Travelers in 1995 assumed the risk for pool losses – benefit payments and adjustment expenses – up to 115 percent of premium revenues.
Before those cost-saving reforms, a national industry group administered the pool on a cost-plus basis, and all the workers’ compensation insurers in the state were assessed annually for a prorated share of annual deficits, which then were passed on to other business policyholders.
After the 9/11 disaster, Travelers’ reinsurance costs would have risen sharply (reinsurers paid for more than half the World Trade Center losses) if the contract terms remained at 115 percent. So MDI last year issued an emergency rule and contract change that allowed Travelers to reduce its financial risk to only 100 percent of premium revenues, avoid buying expensive reinsurance and assess other insurers if deficits resulted; none did.
The re-award of the contract contemplates that Travelers again will assume risk for all benefit payments and loss adjustment costs up to 100 percent.

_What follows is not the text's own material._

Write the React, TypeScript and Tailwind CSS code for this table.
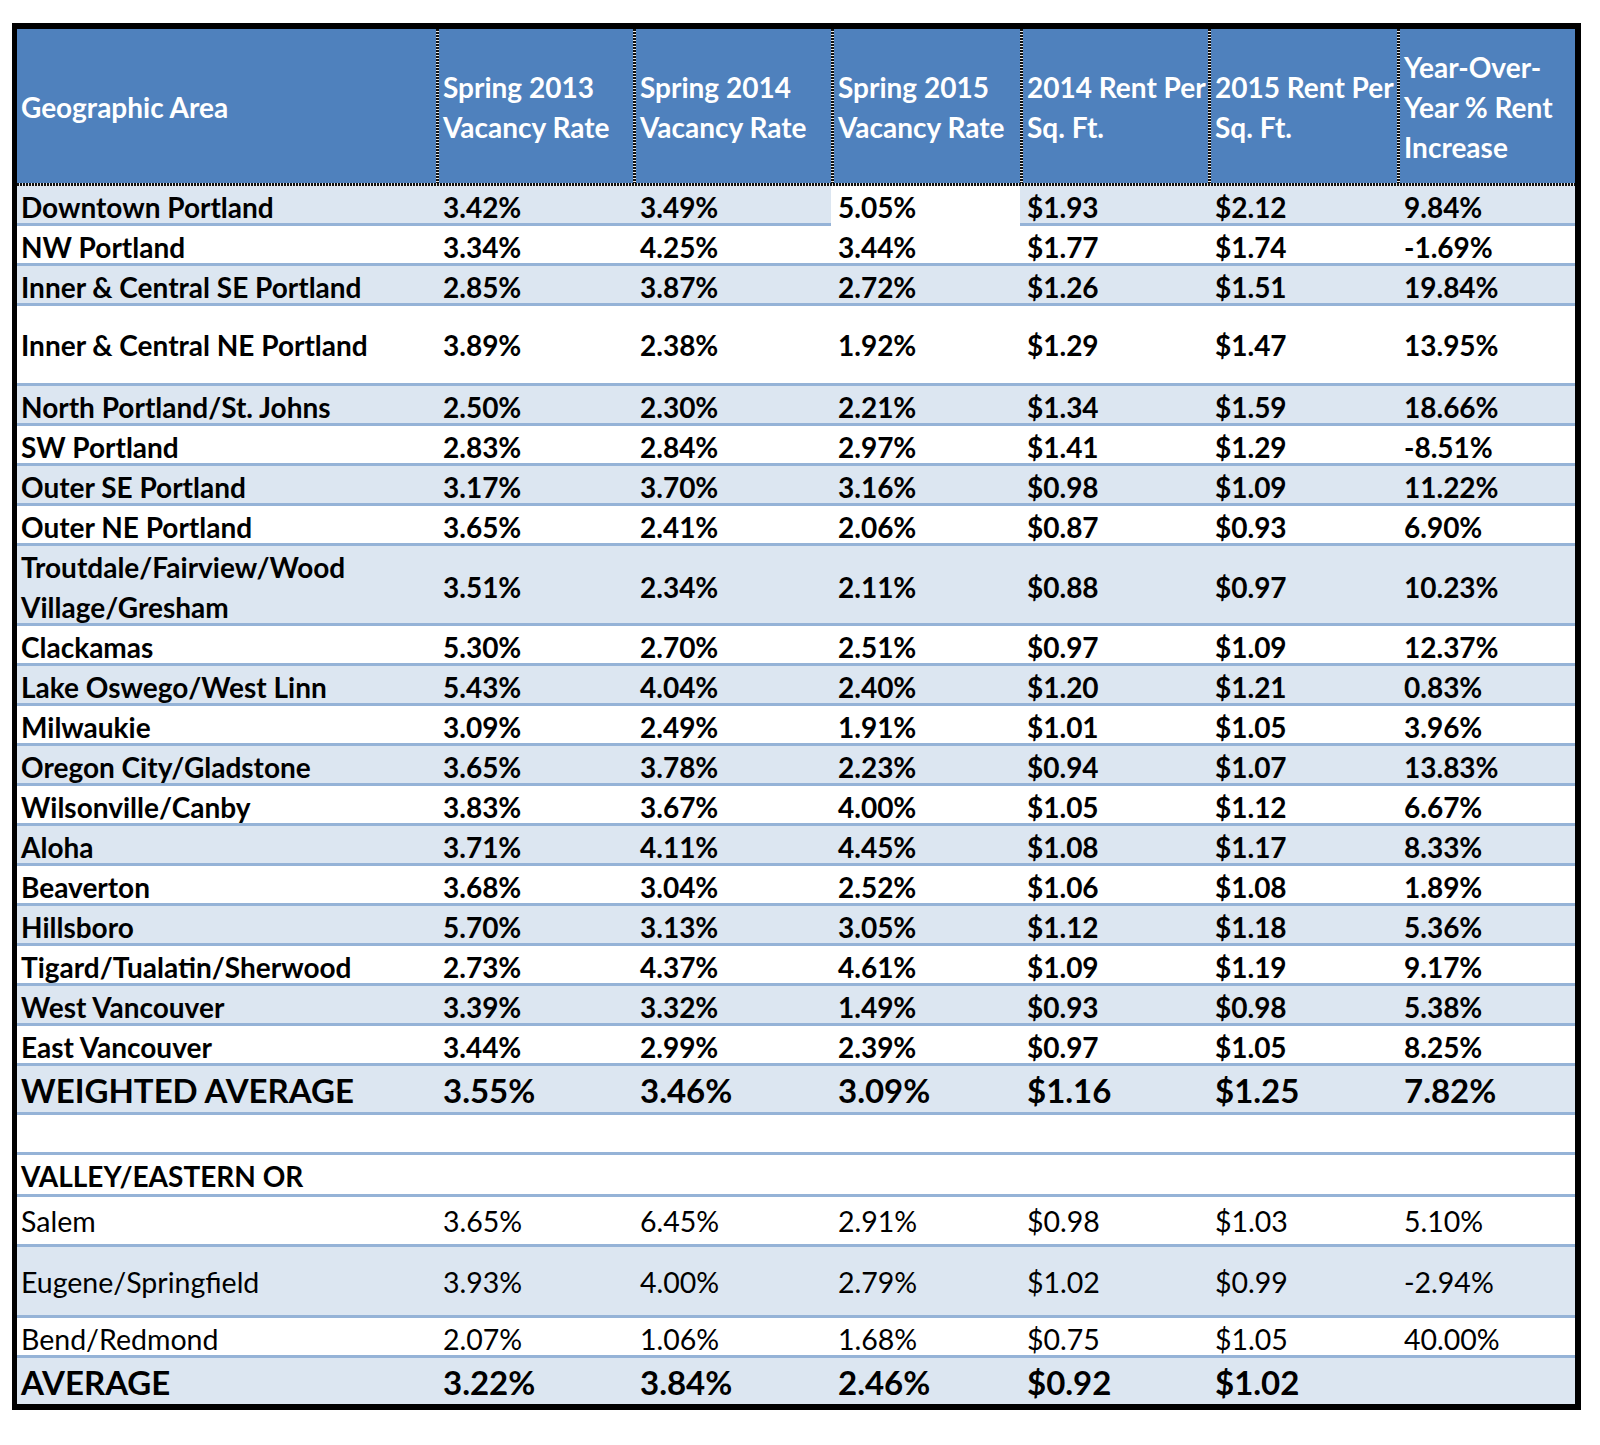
import React from "react";

type Row = {
  area: React.ReactNode;
  values: string[];
  band: boolean;
  height: string;
  big?: boolean;
  regular?: boolean;
  whiteCell?: number;
  last?: boolean;
};

const HEADS: string[][] = [
  ["Spring 2013", "Vacancy Rate"],
  ["Spring 2014", "Vacancy Rate"],
  ["Spring 2015", "Vacancy Rate"],
  ["2014 Rent Per", "Sq. Ft."],
  ["2015 Rent Per", "Sq. Ft."],
  ["Year-Over-", "Year % Rent", "Increase"],
];

const ROWS: Row[] = [
  { area: "Downtown Portland", values: ["3.42%", "3.49%", "5.05%", "$1.93", "$2.12", "9.84%"], band: true, height: "h-[40px]", whiteCell: 2 },
  { area: "NW Portland", values: ["3.34%", "4.25%", "3.44%", "$1.77", "$1.74", "-1.69%"], band: false, height: "h-[40px]" },
  { area: "Inner & Central SE Portland", values: ["2.85%", "3.87%", "2.72%", "$1.26", "$1.51", "19.84%"], band: true, height: "h-[40px]" },
  { area: "Inner & Central NE Portland", values: ["3.89%", "2.38%", "1.92%", "$1.29", "$1.47", "13.95%"], band: false, height: "h-[80px]" },
  { area: "North Portland/St. Johns", values: ["2.50%", "2.30%", "2.21%", "$1.34", "$1.59", "18.66%"], band: true, height: "h-[40px]" },
  { area: "SW Portland", values: ["2.83%", "2.84%", "2.97%", "$1.41", "$1.29", "-8.51%"], band: false, height: "h-[40px]" },
  { area: "Outer SE Portland", values: ["3.17%", "3.70%", "3.16%", "$0.98", "$1.09", "11.22%"], band: true, height: "h-[40px]" },
  { area: "Outer NE Portland", values: ["3.65%", "2.41%", "2.06%", "$0.87", "$0.93", "6.90%"], band: false, height: "h-[40px]" },
  {
    area: (
      <>
        Troutdale/Fairview/Wood
        <br />
        Village/Gresham
      </>
    ),
    values: ["3.51%", "2.34%", "2.11%", "$0.88", "$0.97", "10.23%"],
    band: true,
    height: "h-[80px]",
  },
  { area: "Clackamas", values: ["5.30%", "2.70%", "2.51%", "$0.97", "$1.09", "12.37%"], band: false, height: "h-[40px]" },
  { area: "Lake Oswego/West Linn", values: ["5.43%", "4.04%", "2.40%", "$1.20", "$1.21", "0.83%"], band: true, height: "h-[40px]" },
  { area: "Milwaukie", values: ["3.09%", "2.49%", "1.91%", "$1.01", "$1.05", "3.96%"], band: false, height: "h-[40px]" },
  { area: "Oregon City/Gladstone", values: ["3.65%", "3.78%", "2.23%", "$0.94", "$1.07", "13.83%"], band: true, height: "h-[40px]" },
  { area: "Wilsonville/Canby", values: ["3.83%", "3.67%", "4.00%", "$1.05", "$1.12", "6.67%"], band: false, height: "h-[40px]" },
  { area: "Aloha", values: ["3.71%", "4.11%", "4.45%", "$1.08", "$1.17", "8.33%"], band: true, height: "h-[40px]" },
  { area: "Beaverton", values: ["3.68%", "3.04%", "2.52%", "$1.06", "$1.08", "1.89%"], band: false, height: "h-[40px]" },
  { area: "Hillsboro", values: ["5.70%", "3.13%", "3.05%", "$1.12", "$1.18", "5.36%"], band: true, height: "h-[40px]" },
  { area: "Tigard/Tualatin/Sherwood", values: ["2.73%", "4.37%", "4.61%", "$1.09", "$1.19", "9.17%"], band: false, height: "h-[40px]" },
  { area: "West Vancouver", values: ["3.39%", "3.32%", "1.49%", "$0.93", "$0.98", "5.38%"], band: true, height: "h-[40px]" },
  { area: "East Vancouver", values: ["3.44%", "2.99%", "2.39%", "$0.97", "$1.05", "8.25%"], band: false, height: "h-[40px]" },
  { area: "WEIGHTED AVERAGE", values: ["3.55%", "3.46%", "3.09%", "$1.16", "$1.25", "7.82%"], band: true, height: "h-[49px]", big: true },
  { area: "", values: ["", "", "", "", "", ""], band: false, height: "h-[40px]" },
  { area: "VALLEY/EASTERN OR", values: ["", "", "", "", "", ""], band: false, height: "h-[42px]" },
  { area: "Salem", values: ["3.65%", "6.45%", "2.91%", "$0.98", "$1.03", "5.10%"], band: false, height: "h-[50px]", regular: true },
  { area: "Eugene/Springfield", values: ["3.93%", "4.00%", "2.79%", "$1.02", "$0.99", "-2.94%"], band: true, height: "h-[71px]", regular: true },
  { area: "Bend/Redmond", values: ["2.07%", "1.06%", "1.68%", "$0.75", "$1.05", "40.00%"], band: false, height: "h-[40px]", regular: true },
  { area: "AVERAGE", values: ["3.22%", "3.84%", "2.46%", "$0.92", "$1.02", ""], band: true, height: "h-[46px]", big: true, last: true },
];

function HeaderRow() {
  return (
    <>
      <div className="grid h-[154px] grid-cols-[419px_197px_198px_189px_188px_189px_178px] bg-[#4F81BD] text-[28px] font-bold leading-[40px] text-white">
        <div className="flex items-center pl-[4px] pt-[2px]">Geographic Area</div>
        {HEADS.map((lines, i) => (
          <div key={i} className="flex">
            <div className="w-[3px] shrink-0 bg-[repeating-linear-gradient(180deg,#111_0px,#111_2px,#e8e8e8_2px,#e8e8e8_3px)]" />
            <div className="flex flex-col justify-center whitespace-nowrap pl-[4px] pt-[2px]">
              {lines.map((l) => (
                <span key={l}>{l}</span>
              ))}
            </div>
          </div>
        ))}
      </div>
      <div className="h-[3px] bg-[repeating-linear-gradient(90deg,#111_0px,#111_2px,#e8e8e8_2px,#e8e8e8_3px)]" />
    </>
  );
}

function DataRow({ row }: { row: Row }) {
  return (
    <div
      className={[
        "grid grid-cols-[419px_197px_198px_189px_188px_189px_178px]",
        row.height,
        row.band ? "bg-[#DCE6F1]" : "bg-white",
        row.last ? "" : "border-b-[3px] border-[#95B3D7]",
        row.big ? "text-[33px]" : row.regular ? "text-[28.5px]" : "text-[28px]",
        row.regular ? "font-normal" : "font-bold",
        "leading-[40px]",
      ].join(" ")}
    >
      <div className="flex items-center whitespace-nowrap pl-[4px] pt-[1px]">
        <span>{row.area}</span>
      </div>
      {row.values.map((v, i) => (
        <div
          key={i}
          className={`flex items-center whitespace-nowrap pl-[7px] pt-[1px] ${row.whiteCell === i ? "bg-white" : ""}`}
        >
          {v}
        </div>
      ))}
    </div>
  );
}

export default function App() {
  return (
    <div className="min-h-[1445px] bg-white pl-[12px] pt-[23px] font-['Lato',sans-serif] text-black">
      <div className="w-[1569px] border-b-[6px] border-l-[5px] border-r-[6px] border-t-[6px] border-black">
        <HeaderRow />
        {ROWS.map((row, i) => (
          <DataRow key={i} row={row} />
        ))}
      </div>
    </div>
  );
}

No assessments on insurers in the regular market have occurred during the eight years of the new pool structure. No state funds are involved in any aspect of the pool.
Today’s “hard market” is marked by increasing prices and the inability of many claims-prone policyholders to obtain coverage, which forces them into state pools. But Missouri still is not experiencing serious difficulties in obtaining workers’ compensation coverage, according to pool population data.
While Missouri’s pool size is expected to grow from 5,100 to 6,700 this year, it is much smaller than in 1995 when 12,476 businesses had coverage. The pool’s size peaked at about 32,000 employers in 1993, or about 40 percent of the companies then operating in the state.
The size of pool reached its low point in 2000 with 3,526 policyholders, and it has grown as mainly larger businesses with poor claims histories have lost their regular commercial coverage.
Although the pool’s enrollment has increased, neither its rates nor loss ratios have risen significantly. Since 1999, average pool rates have increased by a cumulative 10.2 percent.
Rising or falling loss ratios — the percentage of premiums paid out or reserved for claims — tend to trigger rate changes. But ratios for the past four years have been generally stable, registering at about 65 percent: 58.3 percent in 1999; 66.7 percent in 2000; 72.8 percent in 2001; and 65.1 percent in 2002. Loss ratios of about 65 percent typically are associated with profitability for most casualty insurers.